◆ Directive
Using the data beneath, show every line that includes the word "components".

◆ The data
****************************************

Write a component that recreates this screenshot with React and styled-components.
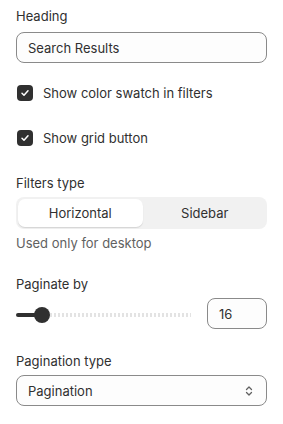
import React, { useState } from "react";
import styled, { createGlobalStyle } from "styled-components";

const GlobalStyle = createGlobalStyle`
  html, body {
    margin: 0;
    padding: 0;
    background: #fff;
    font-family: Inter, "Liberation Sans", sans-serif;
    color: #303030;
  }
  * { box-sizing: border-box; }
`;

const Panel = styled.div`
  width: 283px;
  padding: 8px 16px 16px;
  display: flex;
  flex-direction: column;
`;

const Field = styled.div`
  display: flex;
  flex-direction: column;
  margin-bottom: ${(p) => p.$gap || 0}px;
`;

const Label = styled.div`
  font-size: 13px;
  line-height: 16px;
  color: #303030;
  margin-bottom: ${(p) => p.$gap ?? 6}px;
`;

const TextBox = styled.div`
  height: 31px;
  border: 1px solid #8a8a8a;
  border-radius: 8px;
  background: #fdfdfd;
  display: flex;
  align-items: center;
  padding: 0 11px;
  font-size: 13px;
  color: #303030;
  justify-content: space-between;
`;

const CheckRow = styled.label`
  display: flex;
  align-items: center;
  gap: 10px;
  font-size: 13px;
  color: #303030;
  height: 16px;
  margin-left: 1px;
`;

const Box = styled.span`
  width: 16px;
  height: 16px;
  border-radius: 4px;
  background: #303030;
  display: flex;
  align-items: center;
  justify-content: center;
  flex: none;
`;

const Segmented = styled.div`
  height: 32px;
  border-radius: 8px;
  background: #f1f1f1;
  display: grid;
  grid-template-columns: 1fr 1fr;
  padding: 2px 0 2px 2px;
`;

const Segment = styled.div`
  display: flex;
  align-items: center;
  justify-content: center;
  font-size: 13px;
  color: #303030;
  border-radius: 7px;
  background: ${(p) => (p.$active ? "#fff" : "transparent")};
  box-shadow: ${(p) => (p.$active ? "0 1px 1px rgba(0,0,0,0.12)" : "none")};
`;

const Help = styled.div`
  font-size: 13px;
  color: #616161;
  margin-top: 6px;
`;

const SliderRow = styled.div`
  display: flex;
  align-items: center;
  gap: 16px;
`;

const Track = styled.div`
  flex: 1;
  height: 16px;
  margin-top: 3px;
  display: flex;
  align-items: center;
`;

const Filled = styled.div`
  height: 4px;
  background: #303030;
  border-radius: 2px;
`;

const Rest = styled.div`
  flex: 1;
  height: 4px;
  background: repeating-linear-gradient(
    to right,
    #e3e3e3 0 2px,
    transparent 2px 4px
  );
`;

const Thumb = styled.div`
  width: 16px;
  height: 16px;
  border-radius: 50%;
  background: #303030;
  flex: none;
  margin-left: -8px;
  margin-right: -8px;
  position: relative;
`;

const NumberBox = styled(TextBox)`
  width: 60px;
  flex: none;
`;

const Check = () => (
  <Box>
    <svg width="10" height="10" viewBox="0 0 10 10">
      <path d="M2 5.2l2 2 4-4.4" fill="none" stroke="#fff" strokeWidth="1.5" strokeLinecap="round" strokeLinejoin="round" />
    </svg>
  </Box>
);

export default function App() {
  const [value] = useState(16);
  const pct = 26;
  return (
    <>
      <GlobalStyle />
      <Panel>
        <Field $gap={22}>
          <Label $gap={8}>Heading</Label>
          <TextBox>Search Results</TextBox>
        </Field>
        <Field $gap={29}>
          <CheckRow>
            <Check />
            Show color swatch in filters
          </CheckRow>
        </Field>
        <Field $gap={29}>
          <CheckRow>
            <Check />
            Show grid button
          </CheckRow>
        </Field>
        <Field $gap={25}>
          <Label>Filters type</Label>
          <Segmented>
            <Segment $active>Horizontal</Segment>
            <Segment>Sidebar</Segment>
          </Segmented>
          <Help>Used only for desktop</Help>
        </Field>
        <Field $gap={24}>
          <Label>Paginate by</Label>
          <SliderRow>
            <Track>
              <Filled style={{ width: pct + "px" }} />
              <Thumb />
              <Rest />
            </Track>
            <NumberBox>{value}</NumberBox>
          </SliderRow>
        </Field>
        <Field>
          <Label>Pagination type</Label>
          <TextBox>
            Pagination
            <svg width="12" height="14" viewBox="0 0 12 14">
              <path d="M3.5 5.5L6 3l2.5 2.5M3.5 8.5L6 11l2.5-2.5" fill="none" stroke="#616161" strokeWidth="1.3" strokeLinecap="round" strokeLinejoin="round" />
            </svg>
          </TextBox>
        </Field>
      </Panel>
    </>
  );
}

****************************************

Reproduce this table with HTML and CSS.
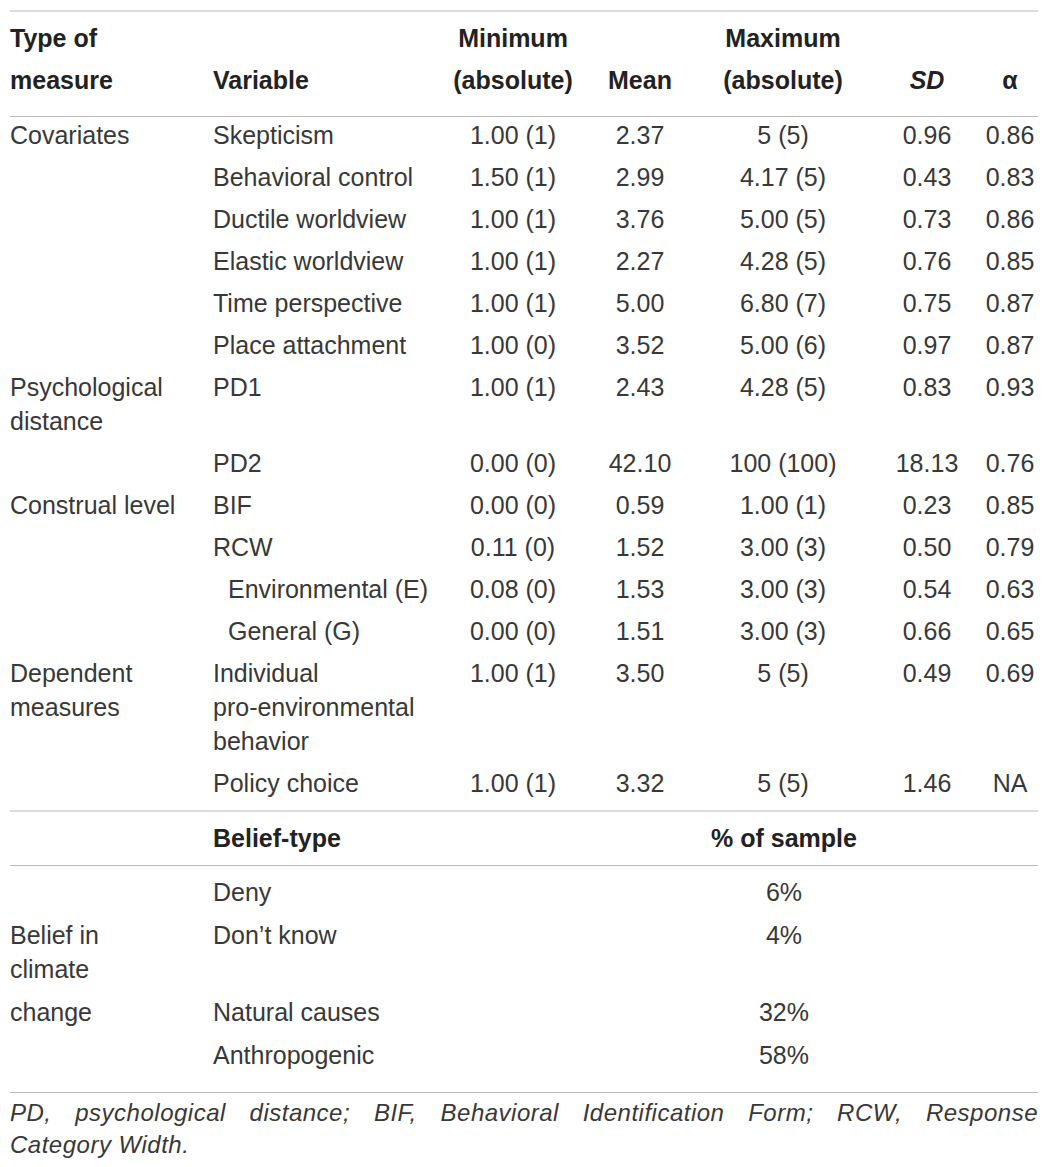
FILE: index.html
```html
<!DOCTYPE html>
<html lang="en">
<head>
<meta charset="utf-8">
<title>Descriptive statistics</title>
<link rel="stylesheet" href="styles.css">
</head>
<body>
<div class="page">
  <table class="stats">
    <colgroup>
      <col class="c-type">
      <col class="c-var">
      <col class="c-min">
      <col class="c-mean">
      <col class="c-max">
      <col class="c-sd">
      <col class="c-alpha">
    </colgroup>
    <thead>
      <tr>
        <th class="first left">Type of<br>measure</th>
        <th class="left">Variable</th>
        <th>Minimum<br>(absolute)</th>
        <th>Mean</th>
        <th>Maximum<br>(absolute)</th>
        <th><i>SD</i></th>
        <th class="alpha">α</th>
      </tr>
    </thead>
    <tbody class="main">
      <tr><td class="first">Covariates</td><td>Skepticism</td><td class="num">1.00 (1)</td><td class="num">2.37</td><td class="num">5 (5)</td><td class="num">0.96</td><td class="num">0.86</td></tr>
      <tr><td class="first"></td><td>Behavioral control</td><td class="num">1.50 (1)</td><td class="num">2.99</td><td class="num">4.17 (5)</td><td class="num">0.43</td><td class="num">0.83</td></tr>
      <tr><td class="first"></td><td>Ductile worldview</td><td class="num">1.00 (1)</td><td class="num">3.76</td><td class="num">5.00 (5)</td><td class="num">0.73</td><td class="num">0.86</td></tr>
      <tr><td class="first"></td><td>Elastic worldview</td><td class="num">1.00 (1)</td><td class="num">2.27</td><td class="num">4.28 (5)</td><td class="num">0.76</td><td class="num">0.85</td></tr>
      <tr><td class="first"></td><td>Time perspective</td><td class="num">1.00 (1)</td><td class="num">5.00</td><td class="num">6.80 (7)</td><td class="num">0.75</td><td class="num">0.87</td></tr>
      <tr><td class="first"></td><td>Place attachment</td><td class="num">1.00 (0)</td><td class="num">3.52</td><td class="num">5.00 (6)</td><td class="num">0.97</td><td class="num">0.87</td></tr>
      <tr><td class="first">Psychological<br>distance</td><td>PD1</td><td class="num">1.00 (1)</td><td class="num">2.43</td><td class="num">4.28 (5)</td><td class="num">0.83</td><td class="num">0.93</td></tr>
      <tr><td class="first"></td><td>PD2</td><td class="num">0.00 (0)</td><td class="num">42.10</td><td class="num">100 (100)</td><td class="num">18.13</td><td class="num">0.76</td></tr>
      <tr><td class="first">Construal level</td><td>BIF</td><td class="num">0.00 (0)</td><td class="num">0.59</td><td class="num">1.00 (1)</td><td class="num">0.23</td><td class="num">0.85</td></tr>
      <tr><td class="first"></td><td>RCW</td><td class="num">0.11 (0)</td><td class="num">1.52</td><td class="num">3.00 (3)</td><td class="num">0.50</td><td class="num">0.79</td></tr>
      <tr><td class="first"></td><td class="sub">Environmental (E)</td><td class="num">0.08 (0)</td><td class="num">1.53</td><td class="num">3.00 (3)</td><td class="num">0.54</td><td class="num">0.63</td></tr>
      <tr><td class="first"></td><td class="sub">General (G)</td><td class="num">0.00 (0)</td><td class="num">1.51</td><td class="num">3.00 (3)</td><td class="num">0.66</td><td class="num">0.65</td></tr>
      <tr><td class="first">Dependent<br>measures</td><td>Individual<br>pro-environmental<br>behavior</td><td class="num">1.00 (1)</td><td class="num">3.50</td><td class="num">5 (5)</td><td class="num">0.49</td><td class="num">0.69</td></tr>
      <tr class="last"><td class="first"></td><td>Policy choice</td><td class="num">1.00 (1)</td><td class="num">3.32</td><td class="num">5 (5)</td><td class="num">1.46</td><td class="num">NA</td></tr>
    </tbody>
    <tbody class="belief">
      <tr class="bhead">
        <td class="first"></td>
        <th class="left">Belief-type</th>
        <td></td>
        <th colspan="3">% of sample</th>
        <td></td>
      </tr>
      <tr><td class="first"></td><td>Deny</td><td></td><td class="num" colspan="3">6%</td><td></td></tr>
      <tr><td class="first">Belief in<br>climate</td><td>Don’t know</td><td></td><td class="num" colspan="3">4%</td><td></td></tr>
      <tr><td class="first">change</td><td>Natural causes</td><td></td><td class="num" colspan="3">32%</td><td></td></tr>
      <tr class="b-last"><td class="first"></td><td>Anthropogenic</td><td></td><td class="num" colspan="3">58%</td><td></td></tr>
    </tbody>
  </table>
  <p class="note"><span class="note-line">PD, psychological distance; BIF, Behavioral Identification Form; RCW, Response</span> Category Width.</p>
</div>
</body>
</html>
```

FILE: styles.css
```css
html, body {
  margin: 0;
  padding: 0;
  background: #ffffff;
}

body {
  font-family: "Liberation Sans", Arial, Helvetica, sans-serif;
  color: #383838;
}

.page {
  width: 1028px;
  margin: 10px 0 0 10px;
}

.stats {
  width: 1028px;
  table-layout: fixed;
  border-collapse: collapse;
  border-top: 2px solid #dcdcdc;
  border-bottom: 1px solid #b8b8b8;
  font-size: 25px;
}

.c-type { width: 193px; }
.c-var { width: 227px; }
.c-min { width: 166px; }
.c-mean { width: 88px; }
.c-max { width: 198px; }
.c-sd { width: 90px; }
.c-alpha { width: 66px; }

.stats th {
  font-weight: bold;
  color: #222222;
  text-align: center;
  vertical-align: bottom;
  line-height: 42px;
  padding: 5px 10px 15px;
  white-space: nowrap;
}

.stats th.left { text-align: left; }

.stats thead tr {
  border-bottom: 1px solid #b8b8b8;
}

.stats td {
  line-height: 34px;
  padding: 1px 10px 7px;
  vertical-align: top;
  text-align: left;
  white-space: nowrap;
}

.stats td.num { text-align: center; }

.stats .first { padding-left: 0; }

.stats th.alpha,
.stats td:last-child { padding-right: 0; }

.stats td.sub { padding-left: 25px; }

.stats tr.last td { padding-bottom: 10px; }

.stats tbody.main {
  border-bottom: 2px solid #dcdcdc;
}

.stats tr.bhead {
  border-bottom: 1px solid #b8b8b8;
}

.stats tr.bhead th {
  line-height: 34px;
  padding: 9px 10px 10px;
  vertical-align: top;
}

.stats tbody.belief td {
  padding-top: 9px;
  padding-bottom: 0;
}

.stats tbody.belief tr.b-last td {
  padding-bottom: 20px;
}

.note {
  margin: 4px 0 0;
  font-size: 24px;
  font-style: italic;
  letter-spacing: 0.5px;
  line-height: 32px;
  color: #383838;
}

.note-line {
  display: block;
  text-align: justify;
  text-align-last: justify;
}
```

****************************************

◆ Result of this exercise
Write a component that recreates this screenshot with React and styled-components.
import styled, { createGlobalStyle } from "styled-components";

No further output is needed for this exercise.